> Material provided

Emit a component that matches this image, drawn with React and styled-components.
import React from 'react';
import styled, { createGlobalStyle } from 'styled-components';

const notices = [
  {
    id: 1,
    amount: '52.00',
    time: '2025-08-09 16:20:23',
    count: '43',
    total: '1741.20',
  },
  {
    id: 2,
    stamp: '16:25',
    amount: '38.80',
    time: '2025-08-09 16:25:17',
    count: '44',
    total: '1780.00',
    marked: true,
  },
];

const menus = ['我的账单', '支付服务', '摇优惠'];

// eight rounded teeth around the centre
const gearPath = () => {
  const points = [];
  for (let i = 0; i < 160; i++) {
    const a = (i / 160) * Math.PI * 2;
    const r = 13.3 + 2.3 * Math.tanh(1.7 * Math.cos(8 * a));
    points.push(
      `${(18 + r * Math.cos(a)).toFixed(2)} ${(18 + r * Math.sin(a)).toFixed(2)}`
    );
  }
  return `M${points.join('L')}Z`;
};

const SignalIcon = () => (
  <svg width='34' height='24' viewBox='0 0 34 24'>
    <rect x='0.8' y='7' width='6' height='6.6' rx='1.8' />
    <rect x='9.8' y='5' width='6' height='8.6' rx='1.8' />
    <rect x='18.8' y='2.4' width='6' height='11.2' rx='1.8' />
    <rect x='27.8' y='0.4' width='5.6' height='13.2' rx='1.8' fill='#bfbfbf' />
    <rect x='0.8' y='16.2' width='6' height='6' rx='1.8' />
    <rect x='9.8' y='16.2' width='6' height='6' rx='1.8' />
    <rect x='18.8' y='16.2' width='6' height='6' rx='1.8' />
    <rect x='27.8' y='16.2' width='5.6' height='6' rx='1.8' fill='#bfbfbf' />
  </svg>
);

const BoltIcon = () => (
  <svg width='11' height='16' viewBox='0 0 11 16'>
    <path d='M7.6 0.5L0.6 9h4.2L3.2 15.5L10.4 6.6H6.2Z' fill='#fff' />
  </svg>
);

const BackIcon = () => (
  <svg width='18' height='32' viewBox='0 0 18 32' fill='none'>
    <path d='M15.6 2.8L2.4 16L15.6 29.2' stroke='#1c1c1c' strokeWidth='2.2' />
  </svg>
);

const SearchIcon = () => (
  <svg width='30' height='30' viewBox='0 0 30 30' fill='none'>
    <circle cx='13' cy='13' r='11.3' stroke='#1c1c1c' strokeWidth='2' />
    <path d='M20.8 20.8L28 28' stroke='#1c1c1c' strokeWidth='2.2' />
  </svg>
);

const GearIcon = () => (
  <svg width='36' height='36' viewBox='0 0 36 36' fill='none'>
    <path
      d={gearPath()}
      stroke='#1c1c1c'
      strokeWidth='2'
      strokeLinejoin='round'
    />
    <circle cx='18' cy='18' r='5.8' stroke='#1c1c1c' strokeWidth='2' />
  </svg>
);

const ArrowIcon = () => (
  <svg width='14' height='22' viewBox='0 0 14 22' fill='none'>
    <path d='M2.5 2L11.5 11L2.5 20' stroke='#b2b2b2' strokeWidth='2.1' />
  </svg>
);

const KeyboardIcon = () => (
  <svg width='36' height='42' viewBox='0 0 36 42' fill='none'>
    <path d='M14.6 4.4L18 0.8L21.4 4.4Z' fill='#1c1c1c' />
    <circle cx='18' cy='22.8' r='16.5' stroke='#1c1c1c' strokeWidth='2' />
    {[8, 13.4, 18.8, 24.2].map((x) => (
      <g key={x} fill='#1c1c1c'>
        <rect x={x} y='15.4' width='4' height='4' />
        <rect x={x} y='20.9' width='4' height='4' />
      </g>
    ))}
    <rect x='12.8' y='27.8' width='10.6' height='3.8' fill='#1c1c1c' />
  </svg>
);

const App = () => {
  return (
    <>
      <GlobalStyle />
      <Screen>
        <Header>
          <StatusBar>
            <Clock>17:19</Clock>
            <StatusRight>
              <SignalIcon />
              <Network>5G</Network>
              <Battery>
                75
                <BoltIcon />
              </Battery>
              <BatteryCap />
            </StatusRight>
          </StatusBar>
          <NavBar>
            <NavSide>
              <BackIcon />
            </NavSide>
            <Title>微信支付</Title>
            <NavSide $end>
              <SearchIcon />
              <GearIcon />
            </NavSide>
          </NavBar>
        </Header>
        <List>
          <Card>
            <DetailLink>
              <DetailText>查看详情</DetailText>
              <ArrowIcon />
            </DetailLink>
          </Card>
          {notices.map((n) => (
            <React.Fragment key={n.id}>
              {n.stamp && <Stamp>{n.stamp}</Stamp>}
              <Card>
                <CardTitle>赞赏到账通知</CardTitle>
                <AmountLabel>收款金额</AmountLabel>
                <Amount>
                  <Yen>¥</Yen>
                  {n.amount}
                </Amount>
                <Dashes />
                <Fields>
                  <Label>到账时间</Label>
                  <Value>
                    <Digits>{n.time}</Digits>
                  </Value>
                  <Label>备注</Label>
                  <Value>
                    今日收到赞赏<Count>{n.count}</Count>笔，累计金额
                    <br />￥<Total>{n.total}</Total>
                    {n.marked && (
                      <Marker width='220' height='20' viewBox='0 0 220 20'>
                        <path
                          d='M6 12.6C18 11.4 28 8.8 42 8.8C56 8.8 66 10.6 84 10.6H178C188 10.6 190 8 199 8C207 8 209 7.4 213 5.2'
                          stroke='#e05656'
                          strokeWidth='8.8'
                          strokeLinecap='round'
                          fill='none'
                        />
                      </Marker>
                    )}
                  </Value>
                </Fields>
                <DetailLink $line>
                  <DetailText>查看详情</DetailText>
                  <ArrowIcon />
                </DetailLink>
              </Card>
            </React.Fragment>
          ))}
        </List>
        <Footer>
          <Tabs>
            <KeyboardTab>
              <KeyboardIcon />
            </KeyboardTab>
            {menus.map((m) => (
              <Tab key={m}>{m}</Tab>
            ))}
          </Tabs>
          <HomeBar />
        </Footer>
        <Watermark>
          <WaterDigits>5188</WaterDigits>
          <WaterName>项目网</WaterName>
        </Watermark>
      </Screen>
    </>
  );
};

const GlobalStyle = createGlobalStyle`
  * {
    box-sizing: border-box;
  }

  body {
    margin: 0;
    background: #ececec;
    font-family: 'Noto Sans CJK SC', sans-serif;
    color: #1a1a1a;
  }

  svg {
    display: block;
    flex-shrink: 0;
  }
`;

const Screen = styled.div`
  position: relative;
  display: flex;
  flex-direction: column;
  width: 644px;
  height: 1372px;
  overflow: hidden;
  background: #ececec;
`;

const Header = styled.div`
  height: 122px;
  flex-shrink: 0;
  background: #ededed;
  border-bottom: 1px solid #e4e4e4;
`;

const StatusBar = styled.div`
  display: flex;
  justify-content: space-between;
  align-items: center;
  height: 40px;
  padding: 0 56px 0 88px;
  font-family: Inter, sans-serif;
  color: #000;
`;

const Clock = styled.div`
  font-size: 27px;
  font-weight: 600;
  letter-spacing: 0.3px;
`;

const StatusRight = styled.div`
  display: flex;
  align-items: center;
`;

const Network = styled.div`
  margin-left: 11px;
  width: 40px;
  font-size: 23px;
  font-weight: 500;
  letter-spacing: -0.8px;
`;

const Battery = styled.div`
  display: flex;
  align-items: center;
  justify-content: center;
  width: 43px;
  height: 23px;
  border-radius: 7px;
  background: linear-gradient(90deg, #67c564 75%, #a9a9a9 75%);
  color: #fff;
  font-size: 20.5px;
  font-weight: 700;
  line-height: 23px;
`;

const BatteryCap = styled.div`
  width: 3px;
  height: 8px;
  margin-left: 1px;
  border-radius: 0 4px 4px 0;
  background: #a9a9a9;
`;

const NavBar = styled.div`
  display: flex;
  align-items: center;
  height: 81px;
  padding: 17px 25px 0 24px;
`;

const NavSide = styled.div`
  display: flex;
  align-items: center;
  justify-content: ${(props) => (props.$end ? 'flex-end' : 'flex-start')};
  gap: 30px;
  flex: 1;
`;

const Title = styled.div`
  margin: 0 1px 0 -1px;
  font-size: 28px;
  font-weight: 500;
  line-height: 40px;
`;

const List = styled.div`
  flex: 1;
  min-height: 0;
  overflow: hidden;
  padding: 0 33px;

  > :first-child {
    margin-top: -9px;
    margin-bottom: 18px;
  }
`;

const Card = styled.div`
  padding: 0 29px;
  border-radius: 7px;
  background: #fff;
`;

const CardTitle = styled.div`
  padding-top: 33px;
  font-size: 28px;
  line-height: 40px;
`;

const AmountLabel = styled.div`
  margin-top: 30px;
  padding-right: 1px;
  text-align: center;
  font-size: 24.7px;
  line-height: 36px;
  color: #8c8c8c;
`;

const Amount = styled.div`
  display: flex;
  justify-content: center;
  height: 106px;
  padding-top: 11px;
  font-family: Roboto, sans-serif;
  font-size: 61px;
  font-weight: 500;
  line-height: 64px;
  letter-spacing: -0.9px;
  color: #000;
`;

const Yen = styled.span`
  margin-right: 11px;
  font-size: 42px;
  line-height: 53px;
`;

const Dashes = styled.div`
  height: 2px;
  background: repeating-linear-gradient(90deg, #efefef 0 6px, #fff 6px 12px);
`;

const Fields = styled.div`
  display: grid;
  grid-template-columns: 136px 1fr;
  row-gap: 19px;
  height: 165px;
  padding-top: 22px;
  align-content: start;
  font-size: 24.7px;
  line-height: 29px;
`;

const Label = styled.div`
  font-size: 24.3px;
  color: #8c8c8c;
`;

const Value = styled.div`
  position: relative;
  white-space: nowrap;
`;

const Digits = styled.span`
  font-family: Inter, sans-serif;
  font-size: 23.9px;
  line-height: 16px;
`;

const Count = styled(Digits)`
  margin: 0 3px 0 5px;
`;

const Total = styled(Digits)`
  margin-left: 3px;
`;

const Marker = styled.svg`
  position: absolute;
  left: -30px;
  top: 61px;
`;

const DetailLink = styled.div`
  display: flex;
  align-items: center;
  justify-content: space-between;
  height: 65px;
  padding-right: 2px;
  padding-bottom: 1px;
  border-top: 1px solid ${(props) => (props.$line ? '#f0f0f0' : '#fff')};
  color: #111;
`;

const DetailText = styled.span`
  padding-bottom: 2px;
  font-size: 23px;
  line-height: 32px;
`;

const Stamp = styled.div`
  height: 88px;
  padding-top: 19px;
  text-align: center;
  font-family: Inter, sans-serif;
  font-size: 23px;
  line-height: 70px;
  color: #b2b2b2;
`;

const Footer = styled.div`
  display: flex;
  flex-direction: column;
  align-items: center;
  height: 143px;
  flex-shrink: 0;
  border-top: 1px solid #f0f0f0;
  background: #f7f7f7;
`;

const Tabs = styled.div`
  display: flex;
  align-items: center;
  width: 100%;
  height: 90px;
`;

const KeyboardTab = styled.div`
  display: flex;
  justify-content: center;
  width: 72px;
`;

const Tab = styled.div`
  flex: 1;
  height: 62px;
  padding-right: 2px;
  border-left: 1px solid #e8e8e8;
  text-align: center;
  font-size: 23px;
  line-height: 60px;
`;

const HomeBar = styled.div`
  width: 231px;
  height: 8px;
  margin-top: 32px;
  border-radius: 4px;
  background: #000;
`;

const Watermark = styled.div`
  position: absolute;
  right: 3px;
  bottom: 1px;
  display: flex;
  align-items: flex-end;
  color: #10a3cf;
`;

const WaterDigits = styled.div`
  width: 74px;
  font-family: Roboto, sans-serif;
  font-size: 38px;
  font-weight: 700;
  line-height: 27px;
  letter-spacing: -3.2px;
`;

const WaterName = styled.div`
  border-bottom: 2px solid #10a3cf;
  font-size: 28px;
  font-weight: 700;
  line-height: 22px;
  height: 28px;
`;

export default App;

> Do this
Exactly as they appear, please write out the lines from the opening of the listing above down to the line containing "const menus = ['我的账单', '支付服务', '摇优惠'];", with both end lines included.

> Answer to the exercise
Emit a component that matches this image, drawn with React and styled-components.
import React from 'react';
import styled, { createGlobalStyle } from 'styled-components';

const notices = [
  {
    id: 1,
    amount: '52.00',
    time: '2025-08-09 16:20:23',
    count: '43',
    total: '1741.20',
  },
  {
    id: 2,
    stamp: '16:25',
    amount: '38.80',
    time: '2025-08-09 16:25:17',
    count: '44',
    total: '1780.00',
    marked: true,
  },
];

const menus = ['我的账单', '支付服务', '摇优惠'];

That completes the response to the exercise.